> **INSTRUCTIONS FOR THE TASK**
Your copy of the material below should match it exactly, except that it holds no pictures.

> **MATERIAL**

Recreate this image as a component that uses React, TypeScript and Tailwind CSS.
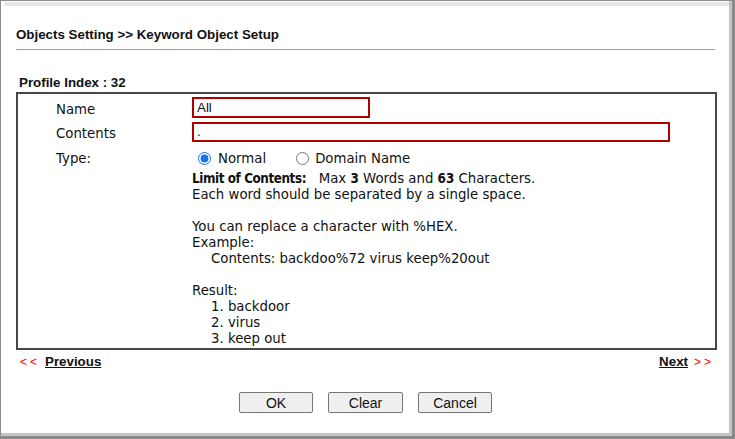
import React from "react";

const body = { fontFamily: '"DejaVu Sans", Tahoma, sans-serif' };
const bold = { fontFamily: '"DejaVu Sans Condensed", "DejaVu Sans", Tahoma, sans-serif', fontStretch: "condensed" as const };
const arial = { fontFamily: '"Liberation Sans", Arial, sans-serif' };

export default function App() {
  return (
    <div className="w-[735px] h-[439px] bg-white overflow-hidden">
      <div className="w-[735px] h-[439px] border-t border-l border-[#8a8a8a] border-r-[3px] border-b-[3px] border-r-[#8a8a8a] border-b-[#8a8a8a]">
        <div className="h-full border-r-[3px] border-b-[3px] border-[#c4c4c4] flex flex-col">
          <div className="mt-px ml-[3px] mr-0 h-[4px] bg-[#e6e6e6]" />
          <div className="mt-[21px] ml-[15px] h-[16px] leading-[16px] text-[13.33px] font-bold text-[#111]" style={arial}>
            Objects Setting &gt;&gt; Keyword Object Setup
          </div>
          <div className="mt-[6px] ml-[15px] w-[699px] h-px bg-[#9a9a9a]" />
          <div className="mt-[25px] ml-[18px] h-[16px] leading-[16px] text-[13.33px] font-bold text-[#111]" style={arial}>
            Profile Index : 32
          </div>
          <div className="mt-[1px] ml-[15px] w-[701px] h-[258px] border-2 border-[#474747] text-[13.3px] text-[#111] pt-[3px]" style={body}>
            <div className="flex items-center h-[21px]">
              <div className="w-[174px] pl-[38px] pt-[4px]">Name</div>
              <div className="w-[178px] h-[21px] border-2 border-[#b00000] pl-[3px] text-[13.33px] leading-[17px]" style={arial}>All</div>
            </div>
            <div className="flex items-center h-[20px] mt-[4px]">
              <div className="w-[174px] pl-[38px] pt-[4px]">Contents</div>
              <div className="w-[478px] h-[20px] border-2 border-[#b00000] pl-[3px] text-[13.33px] leading-[16px]" style={arial}>.</div>
            </div>
            <div className="flex h-[16px] leading-[16px] mt-[8px]">
              <div className="w-[174px] pl-[38px] translate-y-[1px]">Type:</div>
              <label className="flex items-center">
                <input type="radio" name="t" defaultChecked className="ml-[6px] w-[13px] h-[13px] accent-[#1a73e8]" />
                <span className="ml-[7px] translate-y-[1px]">Normal</span>
              </label>
              <label className="flex items-center ml-[30px]">
                <input type="radio" name="t" className="w-[13px] h-[13px]" />
                <span className="ml-[6px] translate-y-[1px]">Domain Name</span>
              </label>
            </div>
            <div className="mt-[5px] ml-[174px] leading-[16px]">
              <div>
                <b style={bold} className="tracking-[-0.4px]">Limit of Contents:</b>&nbsp;&nbsp; Max <b style={bold}>3</b> Words and <b style={bold}>63</b> Characters.
              </div>
              <div>Each word should be separated by a single space.</div>
              <div className="h-[16px]" />
              <div>You can replace a character with %HEX.</div>
              <div>Example:</div>
              <div className="pl-[19px]">Contents: backdoo%72 virus keep%20out</div>
              <div className="h-[16px]" />
              <div>Result:</div>
              <div className="pl-[19px]">1. backdoor</div>
              <div className="pl-[19px]">2. virus</div>
              <div className="pl-[19px]">3. keep out</div>
            </div>
          </div>
          <div className="mt-[4px] ml-[19px] w-[694px] flex justify-between items-center h-[16px] leading-[16px]" style={arial}>
            <div className="flex items-center">
              <span className="text-[#ff0000] text-[12px] tracking-[3px]">&lt;&lt;</span>
              <span className="ml-[5px] text-[13.33px] font-bold underline text-[#111]">Previous</span>
            </div>
            <div className="flex items-center">
              <span className="text-[13.33px] font-bold underline text-[#111]">Next</span>
              <span className="ml-[6px] text-[#ff0000] text-[12px] tracking-[3px]">&gt;&gt;</span>
            </div>
          </div>
          <div className="mt-[22px] ml-[238px] flex gap-[15px]" style={arial}>
            <button className="w-[74px] h-[21px] bg-[#efefef] border border-[#767676] rounded-[2px] text-[14px] text-[#111]">OK</button>
            <button className="w-[75px] h-[21px] bg-[#efefef] border border-[#767676] rounded-[2px] text-[14px] text-[#111]">Clear</button>
            <button className="w-[74px] h-[21px] bg-[#efefef] border border-[#767676] rounded-[2px] text-[14px] text-[#111]">Cancel</button>
          </div>
        </div>
      </div>
    </div>
  );
}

> **ANSWER TO THIS EXERCISE**
Recreate this image as a component that uses React, TypeScript and Tailwind CSS.
import React from "react";

const body = { fontFamily: '"DejaVu Sans", Tahoma, sans-serif' };
const bold = { fontFamily: '"DejaVu Sans Condensed", "DejaVu Sans", Tahoma, sans-serif', fontStretch: "condensed" as const };
const arial = { fontFamily: '"Liberation Sans", Arial, sans-serif' };

export default function App() {
  return (
    <div className="w-[735px] h-[439px] bg-white overflow-hidden">
      <div className="w-[735px] h-[439px] border-t border-l border-[#8a8a8a] border-r-[3px] border-b-[3px] border-r-[#8a8a8a] border-b-[#8a8a8a]">
        <div className="h-full border-r-[3px] border-b-[3px] border-[#c4c4c4] flex flex-col">
          <div className="mt-px ml-[3px] mr-0 h-[4px] bg-[#e6e6e6]" />
          <div className="mt-[21px] ml-[15px] h-[16px] leading-[16px] text-[13.33px] font-bold text-[#111]" style={arial}>
            Objects Setting &gt;&gt; Keyword Object Setup
          </div>
          <div className="mt-[6px] ml-[15px] w-[699px] h-px bg-[#9a9a9a]" />
          <div className="mt-[25px] ml-[18px] h-[16px] leading-[16px] text-[13.33px] font-bold text-[#111]" style={arial}>
            Profile Index : 32
          </div>
          <div className="mt-[1px] ml-[15px] w-[701px] h-[258px] border-2 border-[#474747] text-[13.3px] text-[#111] pt-[3px]" style={body}>
            <div className="flex items-center h-[21px]">
              <div className="w-[174px] pl-[38px] pt-[4px]">Name</div>
              <div className="w-[178px] h-[21px] border-2 border-[#b00000] pl-[3px] text-[13.33px] leading-[17px]" style={arial}>All</div>
            </div>
            <div className="flex items-center h-[20px] mt-[4px]">
              <div className="w-[174px] pl-[38px] pt-[4px]">Contents</div>
              <div className="w-[478px] h-[20px] border-2 border-[#b00000] pl-[3px] text-[13.33px] leading-[16px]" style={arial}>.</div>
            </div>
            <div className="flex h-[16px] leading-[16px] mt-[8px]">
              <div className="w-[174px] pl-[38px] translate-y-[1px]">Type:</div>
              <label className="flex items-center">
                <input type="radio" name="t" defaultChecked className="ml-[6px] w-[13px] h-[13px] accent-[#1a73e8]" />
                <span className="ml-[7px] translate-y-[1px]">Normal</span>
              </label>
              <label className="flex items-center ml-[30px]">
                <input type="radio" name="t" className="w-[13px] h-[13px]" />
                <span className="ml-[6px] translate-y-[1px]">Domain Name</span>
              </label>
            </div>
            <div className="mt-[5px] ml-[174px] leading-[16px]">
              <div>
                <b style={bold} className="tracking-[-0.4px]">Limit of Contents:</b>&nbsp;&nbsp; Max <b style={bold}>3</b> Words and <b style={bold}>63</b> Characters.
              </div>
              <div>Each word should be separated by a single space.</div>
              <div className="h-[16px]" />
              <div>You can replace a character with %HEX.</div>
              <div>Example:</div>
              <div className="pl-[19px]">Contents: backdoo%72 virus keep%20out</div>
              <div className="h-[16px]" />
              <div>Result:</div>
              <div className="pl-[19px]">1. backdoor</div>
              <div className="pl-[19px]">2. virus</div>
              <div className="pl-[19px]">3. keep out</div>
            </div>
          </div>
          <div className="mt-[4px] ml-[19px] w-[694px] flex justify-between items-center h-[16px] leading-[16px]" style={arial}>
            <div className="flex items-center">
              <span className="text-[#ff0000] text-[12px] tracking-[3px]">&lt;&lt;</span>
              <span className="ml-[5px] text-[13.33px] font-bold underline text-[#111]">Previous</span>
            </div>
            <div className="flex items-center">
              <span className="text-[13.33px] font-bold underline text-[#111]">Next</span>
              <span className="ml-[6px] text-[#ff0000] text-[12px] tracking-[3px]">&gt;&gt;</span>
            </div>
          </div>
          <div className="mt-[22px] ml-[238px] flex gap-[15px]" style={arial}>
            <button className="w-[74px] h-[21px] bg-[#efefef] border border-[#767676] rounded-[2px] text-[14px] text-[#111]">OK</button>
            <button className="w-[75px] h-[21px] bg-[#efefef] border border-[#767676] rounded-[2px] text-[14px] text-[#111]">Clear</button>
            <button className="w-[74px] h-[21px] bg-[#efefef] border border-[#767676] rounded-[2px] text-[14px] text-[#111]">Cancel</button>
          </div>
        </div>
      </div>
    </div>
  );
}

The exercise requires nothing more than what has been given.